Chaussée d’Aelbeke, le Rallye aurait bien besoin d’un coup de peinture. Il est désormais loin le temps où les murs résonnaient des rires des plus vaillants échevins. La maison familiale est en vente. Les fils Detremmerie, orphelins à leur tour, l’ont vidée. Ils ont offert à l’abbé Pollet les statues, les icônes, les livres de piété dans lesquels Detrem soulignait les passages où il était question de pauvreté, et cinq ou six bibles.

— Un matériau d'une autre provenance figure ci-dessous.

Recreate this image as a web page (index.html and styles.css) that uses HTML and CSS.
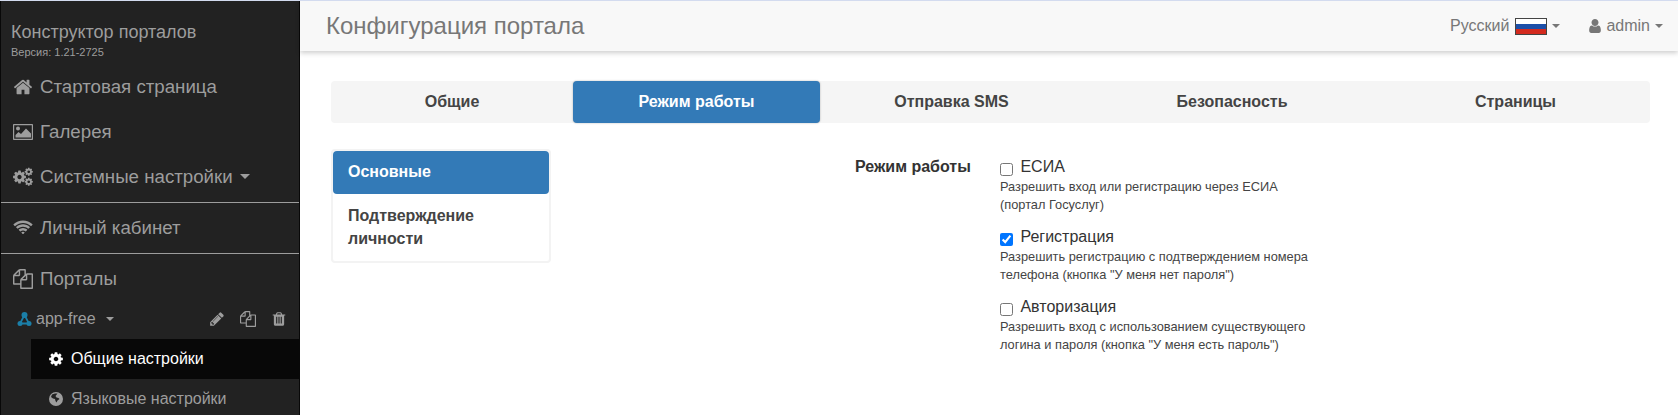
FILE: index.html
```html
<!DOCTYPE html>
<html lang="ru">
<head>
    <meta charset="UTF-8">
    <title>Конфигурация портала</title>
    <link rel="stylesheet" href="styles.css">
</head>
<body>
    <svg class="sprite" width="0" height="0">
        <symbol id="i-cog" viewBox="0 0 1792 1792"><path d="M1152 896q0-106-75-181t-181-75-181 75-75 181 75 181 181 75 181-75 75-181zm512-109v222q0 12-8 23t-20 13l-185 28q-19 54-39 91 35 50 107 138 10 12 10 25t-9 23q-27 37-99 108t-94 71q-12 0-26-9l-138-108q-44 23-91 38-16 136-29 186-7 28-36 28h-222q-14 0-24.500-8.500t-11.500-21.500l-28-184q-49-16-90-37l-141 107q-10 9-25 9-14 0-25-11-126-114-165-168-7-10-7-23 0-12 8-23 15-21 51-66.500t54-70.500q-27-50-41-99l-183-27q-13-2-21-12.500t-8-23.500v-222q0-12 8-23t19-13l186-28q14-46 39-92-40-57-107-138-10-12-10-24 0-10 9-23 26-36 98.500-107.500t94.500-71.500q13 0 26 10l138 107q44-23 91-38 16-136 29-186 7-28 36-28h222q14 0 24.500 8.500t11.500 21.500l28 184q49 16 90 37l142-107q9-9 24-9 13 0 25 10 129 119 165 170 7 8 7 22 0 12-8 23-15 21-51 66.500t-54 70.500q26 50 41 98l183 28q13 2 21 12.500t8 23.500z"/></symbol>
        <symbol id="i-files" viewBox="0 0 1792 1792"><path d="M1696 384q40 0 68 28t28 68v1216q0 40-28 68t-68 28h-960q-40 0-68-28t-28-68v-288h-544q-40 0-68-28t-28-68v-672q0-40 20-88t48-76l408-408q28-28 76-48t88-20h416q40 0 68 28t28 68v328q68-40 128-40h416zm-544 213l-299 299h299v-299zm-640-384l-299 299h299v-299zm196 647l316-316v-416h-384v416q0 40-28 68t-68 28h-416v640h512v-256q0-40 20-88t48-76zm956 804v-1152h-384v416q0 40-28 68t-68 28h-416v640h896z"/></symbol>
    </svg>

    <div class="app">
        <aside class="sidebar">
            <div class="brand">
                <div class="brand-name">Конструктор порталов</div>
                <div class="brand-version">Версия: 1.21-2725</div>
            </div>
            <nav class="side-nav">
                <a class="side-item">
                    <svg class="side-icon" viewBox="0 0 1792 1792"><path d="M1472 992v480q0 26-19 45t-45 19h-384v-384h-256v384h-384q-26 0-45-19t-19-45v-480q0-1 .5-3t.5-3l575-474 575 474q1 2 1 6zm223-69l-62 74q-8 9-21 11h-3q-13 0-21-7l-692-577-692 577q-12 8-24 7-13-2-21-11l-62-74q-8-10-7-23.500t11-21.500l719-599q32-26 76-26t76 26l244 204v-195q0-14 9-23t23-9h192q14 0 23 9t9 23v408l219 182q10 8 11 21.500t-7 23.500z"/></svg>
                    <span>Стартовая страница</span>
                </a>
                <a class="side-item">
                    <svg class="side-icon" viewBox="0 0 20 20"><path fill-rule="evenodd" d="M.8 2h18.400a.8.8 0 0 1 .8.8v14.400a.8.8 0 0 1-.8.8H.8a.8.8 0 0 1-.8-.8V2.800A.8.8 0 0 1 .8 2zm.4 1.200v13.600h17.600V3.200z"/><circle cx="5" cy="6.500" r="2"/><path d="M2.500 15.500v-2.500l3-3 2.500 2 5-5.500 5 5v4z"/></svg>
                    <span>Галерея</span>
                </a>
                <a class="side-item">
                    <svg class="side-icon" viewBox="0 0 20 20"><use href="#i-cog" x="-1" y="2.500" width="15" height="15"/><use href="#i-cog" x="11" y="0" width="9.500" height="9.500"/><use href="#i-cog" x="11" y="10" width="9.500" height="9.500"/></svg>
                    <span>Системные настройки</span>
                    <span class="caret caret-big"></span>
                </a>
                <hr class="side-line">
                <a class="side-item">
                    <svg class="side-icon" viewBox="0 0 2048 1792"><path d="M1024 1523q-20 0-93-73.500t-73-93.500q0-32 62.500-54t103.500-22 103.500 22 62.500 54q0 20-73 93.500t-93 73.500zm270-271q-2 0-40-25t-101.500-50-128.500-25-128.500 25-101 50-40.500 25q-18 0-93.500-75t-75.500-93q0-13 10-23 78-77 196-121t233-44 233 44 196 121q10 10 10 23 0 18-75.500 93t-93.500 75zm273-272q-11 0-23-8-136-105-252-154.500t-268-49.500q-85 0-170.500 22t-149 53-113.500 62-79 53-31 22q-17 0-92-75t-75-93q0-12 10-22 132-132 320-205t380-73 380 73 320 205q10 10 10 22 0 18-75 93t-92 75zm271-271q-11 0-22-9-179-157-371.500-236.500t-420.500-79.500-420.500 79.500-371.500 236.500q-11 9-22 9-17 0-92.500-75t-75.500-93q0-13 10-23 187-186 445-288t527-102 527 102 445 288q10 10 10 23 0 18-75.500 93t-92.500 75z"/></svg>
                    <span>Личный кабинет</span>
                </a>
                <hr class="side-line">
                <a class="side-item">
                    <svg class="side-icon"><use href="#i-files"/></svg>
                    <span>Порталы</span>
                </a>
                <div class="portal-row">
                    <svg class="portal-icon" viewBox="0 0 14 14"><path d="M7 3 2.500 11.500h9z" fill="none" stroke="#1b7fa8" stroke-width="1.800"/><circle cx="7" cy="3" r="3"/><circle cx="2.500" cy="11.500" r="2.500"/><circle cx="11.500" cy="11.500" r="2.500"/></svg>
                    <span class="portal-name">app-free</span>
                    <span class="caret"></span>
                    <span class="portal-tools">
                        <svg class="tool-icon" viewBox="0 0 1792 1792"><path d="M491 1536l91-91-235-235-91 91v107h128v128h107zm523-928q0-22-22-22-10 0-17 7l-542 542q-7 7-7 17 0 22 22 22 10 0 17-7l542-542q7-7 7-17zm-54-192l416 416-832 832h-416v-416zm683 96q0 53-37 90l-166 166-416-416 166-165q36-38 90-38 53 0 91 38l235 234q37 39 37 91z"/></svg>
                        <svg class="tool-icon"><use href="#i-files"/></svg>
                        <svg class="tool-icon" viewBox="0 0 1792 1792"><path d="M704 1376v-704q0-14-9-23t-23-9h-64q-14 0-23 9t-9 23v704q0 14 9 23t23 9h64q14 0 23-9t9-23zm256 0v-704q0-14-9-23t-23-9h-64q-14 0-23 9t-9 23v704q0 14 9 23t23 9h64q14 0 23-9t9-23zm256 0v-704q0-14-9-23t-23-9h-64q-14 0-23 9t-9 23v704q0 14 9 23t23 9h64q14 0 23-9t9-23zm-544-992h448l-48-117q-7-9-17-11h-317q-10 2-17 11zm928 32v64q0 14-9 23t-23 9h-96v948q0 83-47 143.500t-113 60.500h-832q-66 0-113-58.500t-47-141.500v-952h-96q-14 0-23-9t-9-23v-64q0-14 9-23t23-9h309l70-167q15-37 54-63t79-26h320q40 0 79 26t54 63l70 167h309q14 0 23 9t9 23z"/></svg>
                    </span>
                </div>
                <a class="sub-item sub-item-active">
                    <svg class="sub-icon"><use href="#i-cog"/></svg>
                    <span>Общие настройки</span>
                </a>
                <a class="sub-item">
                    <svg class="sub-icon" viewBox="0 0 16 16"><path fill-rule="evenodd" d="M8 1a7 7 0 1 1 0 14A7 7 0 0 1 8 1zM4 3.500 3 6l2 1.500 2 .5.500 2 1 1.500 1-2 2-1.500-1-1-2-.5-1-1.500L9.500 2.500 7 2.500z"/></svg>
                    <span>Языковые настройки</span>
                </a>
            </nav>
        </aside>

        <div class="main">
            <header class="topbar">
                <h1 class="page-title">Конфигурация портала</h1>
                <div class="top-menu">
                    <span class="top-link">
                        <span>Русский</span>
                        <svg class="flag" viewBox="0 0 32 17"><rect width="32" height="17" fill="#444"/><rect x="1" y="1" width="30" height="5" fill="#fff"/><rect x="1" y="6" width="30" height="5" fill="#1c4fa8"/><rect x="1" y="11" width="30" height="5" fill="#d32a1e"/></svg>
                        <span class="caret caret-top"></span>
                    </span>
                    <span class="top-link">
                        <svg class="user-icon" viewBox="256 128 1280 1536"><path d="M1536 1399q0 109-62.500 187t-150.500 78h-854q-88 0-150.500-78t-62.500-187q0-85 8.500-160.500t31.500-152 58.500-131 94-89 134.500-34.500q131 128 313 128t313-128q76 0 134.500 34.500t94 89 58.500 131 31.500 152 8.500 160.500zm-256-887q0 159-112.500 271.500t-271.500 112.500-271.500-112.500-112.500-271.500 112.500-271.500 271.500-112.500 271.500 112.500 112.500 271.500z"/></svg>
                        <span>admin</span>
                        <span class="caret caret-top"></span>
                    </span>
                </div>
            </header>

            <div class="content">
                <div class="tabs">
                    <a class="tab">Общие</a>
                    <a class="tab tab-active">Режим работы</a>
                    <a class="tab">Отправка SMS</a>
                    <a class="tab">Безопасность</a>
                    <a class="tab">Страницы</a>
                </div>

                <div class="settings">
                    <div class="pills">
                        <a class="pill pill-active">Основные</a>
                        <a class="pill">Подтверждение личности</a>
                    </div>
                    <div class="mode-form">
                        <div class="mode-label">Режим работы</div>
                        <div class="mode-options">
                            <div class="option">
                                <label class="option-title"><input type="checkbox"> ЕСИА</label>
                                <p class="option-help">Разрешить вход или регистрацию через ЕСИА (портал Госуслуг)</p>
                            </div>
                            <div class="option">
                                <label class="option-title"><input type="checkbox" checked> Регистрация</label>
                                <p class="option-help">Разрешить регистрацию с подтверждением номера телефона (кнопка "У меня нет пароля")</p>
                            </div>
                            <div class="option">
                                <label class="option-title"><input type="checkbox"> Авторизация</label>
                                <p class="option-help">Разрешить вход с использованием существующего логина и пароля (кнопка "У меня есть пароль")</p>
                            </div>
                        </div>
                    </div>
                </div>
            </div>
        </div>
    </div>
</body>
</html>
```

FILE: styles.css
```css
html, body {
    height: 415px;
    overflow: hidden;
}
body {
    margin: 0;
    font-family: "Liberation Sans", Arial, sans-serif;
    font-size: 14px;
    color: #333;
    background-color: #fff;
    border-top: 1px solid #d3dbef;
    box-sizing: border-box;
}
.sprite {
    position: absolute;
}
.app {
    display: flex;
    height: 414px;
}

/* sidebar */
.sidebar {
    width: 300px;
    box-sizing: border-box;
    flex-shrink: 0;
    background-color: #222;
    border-left: 1px solid #080808;
    border-right: 1px solid #080808;
    color: #9d9d9d;
    overflow: hidden;
}
.brand {
    padding: 21px 0 0 10px;
    height: 64px;
    box-sizing: border-box;
}
.brand-name {
    font-size: 18px;
    line-height: 20px;
}
.brand-version {
    font-size: 11px;
    line-height: 12px;
    margin-top: 4px;
}
.side-item {
    display: flex;
    align-items: center;
    gap: 7px;
    height: 45px;
    box-sizing: border-box;
    padding: 0 0 2px 12px;
    font-size: 18.700px;
    white-space: nowrap;
}
.side-icon {
    width: 20px;
    height: 20px;
    fill: #9d9d9d;
    flex-shrink: 0;
}
.side-line {
    margin: 2px 0 3px;
    border: 0;
    border-top: 1px solid #9d9d9d;
}
.caret {
    display: inline-block;
    width: 0;
    height: 0;
    border-top: 4px solid;
    border-right: 4px solid transparent;
    border-left: 4px solid transparent;
}
.caret-big {
    border-top-width: 5px;
    border-right-width: 5px;
    border-left-width: 5px;
}
.caret-top {
    margin-left: -1px;
}
.portal-row {
    display: flex;
    align-items: center;
    height: 34px;
    margin-bottom: 3px;
    padding-left: 16px;
    font-size: 16px;
}
.portal-icon {
    width: 15px;
    height: 14px;
    fill: #1b7fa8;
    margin-right: 4px;
}
.portal-row .caret {
    margin-left: 10px;
}
.portal-tools {
    display: flex;
    gap: 15px;
    margin-left: auto;
    margin-right: 12px;
}
.tool-icon {
    width: 16px;
    height: 16px;
    fill: #9d9d9d;
}
.sub-item {
    display: flex;
    align-items: center;
    gap: 6px;
    height: 40px;
    margin-left: 30px;
    padding-left: 17px;
    font-size: 16px;
}
.sub-item-active {
    background-color: #080808;
    color: #fff;
}
.sub-icon {
    width: 16px;
    height: 16px;
    margin-right: 1px;
    fill: currentColor;
}

/* top bar */
.main {
    flex: 1;
    min-width: 0;
}
.topbar {
    display: flex;
    justify-content: space-between;
    align-items: center;
    height: 50px;
    padding: 0 15px 0 26px;
    background-color: #f8f8f8;
    box-shadow: 0 2px 5px rgba(0, 0, 0, 0.2);
}
.page-title {
    margin: 0;
    font-size: 24px;
    font-weight: 400;
    color: #777;
}
.top-menu {
    display: flex;
    gap: 29px;
    font-size: 16px;
    color: #777;
}
.top-link {
    display: flex;
    align-items: center;
    gap: 6px;
}
.flag {
    width: 32px;
    height: 17px;
}
.user-icon {
    width: 12px;
    height: 14px;
    margin-right: -1px;
    fill: #777;
}

/* content */
.content {
    padding: 30px 28px 0 31px;
}
.tabs {
    display: grid;
    grid-template-columns: 242px 247px 263px 298px 269px;
    height: 42px;
    background-color: #f5f5f5;
    border-radius: 4px;
}
.tab {
    display: flex;
    align-items: center;
    justify-content: center;
    font-size: 16px;
    font-weight: 700;
    color: #444;
    border-radius: 4px;
}
.tab-active {
    background-color: #337ab7;
    color: #fff;
    box-shadow: 0 0 2px rgba(0, 0, 0, 0.3);
}
.settings {
    display: flex;
    margin-top: 26px;
}
.pills {
    width: 220px;
    box-sizing: border-box;
    align-self: flex-start;
    border: 2px solid #f3f3f3;
    border-radius: 4px;
}
.pill {
    display: block;
    padding: 10px 15px;
    font-size: 16px;
    font-weight: 700;
    line-height: 22.860px;
    color: #444;
}
.pill + .pill {
    margin-top: 1px;
}
.pill-active {
    background-color: #337ab7;
    color: #fff;
    border-radius: 4px;
}
.mode-form {
    display: flex;
    margin-left: 304px;
}
.mode-label {
    width: 115px;
    font-size: 16px;
    font-weight: 700;
    line-height: 20px;
    padding-top: 8px;
    text-align: right;
    white-space: nowrap;
}
.mode-options {
    width: 316px;
    margin-left: 30px;
    padding-top: 8px;
}
.option {
    height: 70px;
}
.option-title {
    display: block;
    height: 20px;
    font-size: 16px;
    line-height: 20px;
}
.option-title input {
    margin: 0 3px 0 0;
    vertical-align: -4px;
}
.option-help {
    margin: 1px 0 0;
    font-size: 12.800px;
    line-height: 18px;
    color: #444;
}
```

Sur la Grand-Place, les noceurs guettent en vain désormais. Ce n’est pas le genre Gadenne de venir mettre un verre, la nuit. Et surtout, le bourgmestre est maintenant installé dans le nouveau centre administratif, au bout d’une esplanade Damien Yzerbyt, piquée d’une très improbable œuvre d’art, hommage maladroit au poulain disparu trop tôt, au M. Kurtz d’Au cœur des ténèbres ou à Vlad l’Empaleur, on ne sait trop. Pas de square Detremmerie ni de statue pour l’instant, dans une ville pourtant prompte à baptiser ses lieux publics du nom de ses illustres personnages.

Que reste-t-il de l’ère Detremmerie ? Des entreprises dans les zonings, et des gros camions qui y entrent ou en sortent. Là où on faisait pousser des patates, à présent, on les pèle, on les coupe, on les cuit, on les frit, on les écrase, on les surgèle, on les emballe. Call it progress.